Belfast-born director Kathryn Ferguson's new documentary on Sinéad O'Connor "Nothing Compares" aims to rescue O'Connor from the myths that still surround her. 

“I'm a Belfast native, born and bred. I grew up in the '80s and '90s there and I discovered Sinéad's music through my dad,” Ferguson tells IrishCentral.

“I became a bonafide fan in the early '90s when her second album came out and I was in my early teens and I just found her absolutely fascinating.”

“She was like an alien that had arrived from outer space,” Ferguson continues. “She was exactly I think what we all needed as young Irish women, she was so anti-establishment and bold and her voice and her music was so brilliant.”

“But then I was very demoralized to see how she was treated, and to witness the backlash and the kind of takedown of this person that we all idolized. And that just really made a memorable dent in me. I would say so the seed for wanting to make this film and make it in the way that we did began way back then.”

Ferguson first met O'Connor in 2012 when they discussed her life and work. “I think when you watch the film now and see the sheer scale of the backlash she experienced particularly here in the United States in the early '90s - when we've shown clips of it in film festivals in the last seven months, people are left gasping in shock when they see the ferocity of it.”

In the film, O'Connor looks and sounds like the future moving through the present, embodying where we were all going, but not where most of us were yet. She paid a high price for her trailblazing, we are reminded. Would Ferguson agree that she was so far ahead of her time that we're only just beginning to understand just how important she was, in terms of her cultural impact?

“Absolutely. Here was an artist that refused to be silenced on any issue,” Ferguson continues. “With so many documentaries about famous female musicians, their stories are so often told through this tragic lens and I just desperately didn't want that to be the case for this.” 

“I wanted it to be a film that leaves you furious. I want it to galvanize you to actually go out and do something creative yourself. And so far, that seems to be the general reaction to it. I keep getting lots of 15-year-olds coming up with their eyes flashing at the end of the screening saying 'God, we didn't know this, all we knew is that she was someone bad.' They didn't even know what why she was bad, or what she'd done. But she'd done something bad.”

“And that's how she'd kind of how she has been left for decades. As this footnote person, as a woman who did something bad. It's so fantastic to be able to flip that now and actually show the reality of what she did and what she said.” 

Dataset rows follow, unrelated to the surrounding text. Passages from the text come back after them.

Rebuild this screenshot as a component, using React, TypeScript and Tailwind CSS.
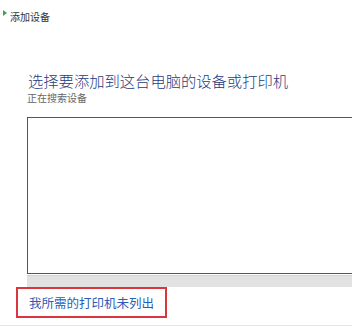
import React from "react";

const font = { fontFamily: '"Noto Sans CJK SC", "Noto Sans", sans-serif' };

const App: React.FC = () => {
  return (
    <main className="w-[352px] h-[330px] bg-white overflow-hidden flex flex-col" style={font}>
      {/* 标题栏 */}
      <div className="h-[34px] flex items-center pl-[3px]">
        <svg width="4" height="6" viewBox="0 0 4 6" className="mb-[9px]">
          <path d="M0 0 L4 3 L0 6 Z" fill="#3fa34d" />
        </svg>
        <span className="ml-[3px] text-[10px] leading-[12px] text-[#333]">添加设备</span>
      </div>

      {/* 主标题 */}
      <h1 className="mt-[37px] pl-[28px] text-[15.3px] leading-[18px] text-[#1f3b80] font-light whitespace-nowrap">
        选择要添加到这台电脑的设备或打印机
      </h1>
      <p className="mt-[3px] pl-[27px] text-[10px] leading-[12px] text-[#666]">正在搜索设备</p>

      {/* 设备列表 */}
      <div className="mt-[13px] ml-[27px] w-[340px] h-[157px] shrink-0 border border-[#555] bg-white" />
      <div className="mt-[1px] ml-[27px] w-[340px] h-[12px] shrink-0 bg-[#e2e2e2] border-t border-[#d2d2d2]" />

      {/* 链接 */}
      <div className="ml-[16px] w-[151px] h-[31px] shrink-0 border-2 border-[#d9363e] flex items-center pl-[11px]">
        <span className="text-[12.5px] leading-[14px] text-[#2a5db8] whitespace-nowrap">我所需的打印机未列出</span>
      </div>

      <div className="mt-[7px] h-[1px] shrink-0 bg-[#e6e6e6]" />
    </main>
  );
};

export default App;
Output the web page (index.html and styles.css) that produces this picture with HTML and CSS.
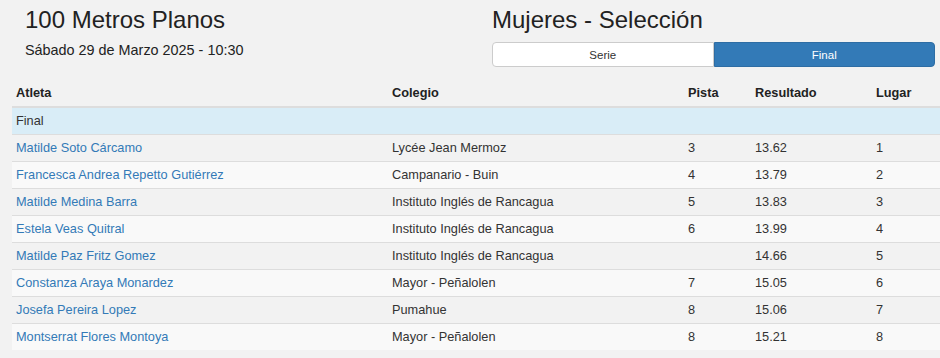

“The sheer clarity of what she's saying back then is a surprise to so many now as well, because the media have done a fabulous job of painting her as very flippant and issue hopping and inconsistent. But I can tell you from going through literally hundreds of hours worth of footage, she's a solid as a rock, she doesn't veer off anything she believes in it, and the stuff she was talking about 30 years ago is the stuff she's still talking about today.”

Sinéad O'Connor. (Sheila Rock Photography / Courtesy of SHOWTIME)

Sinéad O'Connor. (Sheila Rock Photography / Courtesy of SHOWTIME)

In the documentary, O'Connor explains her views patiently and consistently, but it's often very clear that the interviewers are not listening to her. Instead of debating the issues, they debated her. Who did she think she was? Why did she look the way she did?

In one unforgettable scene, she appears at a Bob Dylan concert in Madison Square Garden to sing a birthday tribute, but the arena audience is so divided in their response to her appearance the set can't go ahead. With half of them jeering and the other half applauding it was one of the strangest moments in modern pop music.

“She was a huge threat to the establishment and that was one of the stories that hasn't been properly understood,” Ferguson concludes. “Her challenge, what she represented, was completely ahead of its time. It's time for a Sinéad O'Connor reevaluation and renaissance.”

"Nothing Compares" is now showing on Showtime and in cinemas.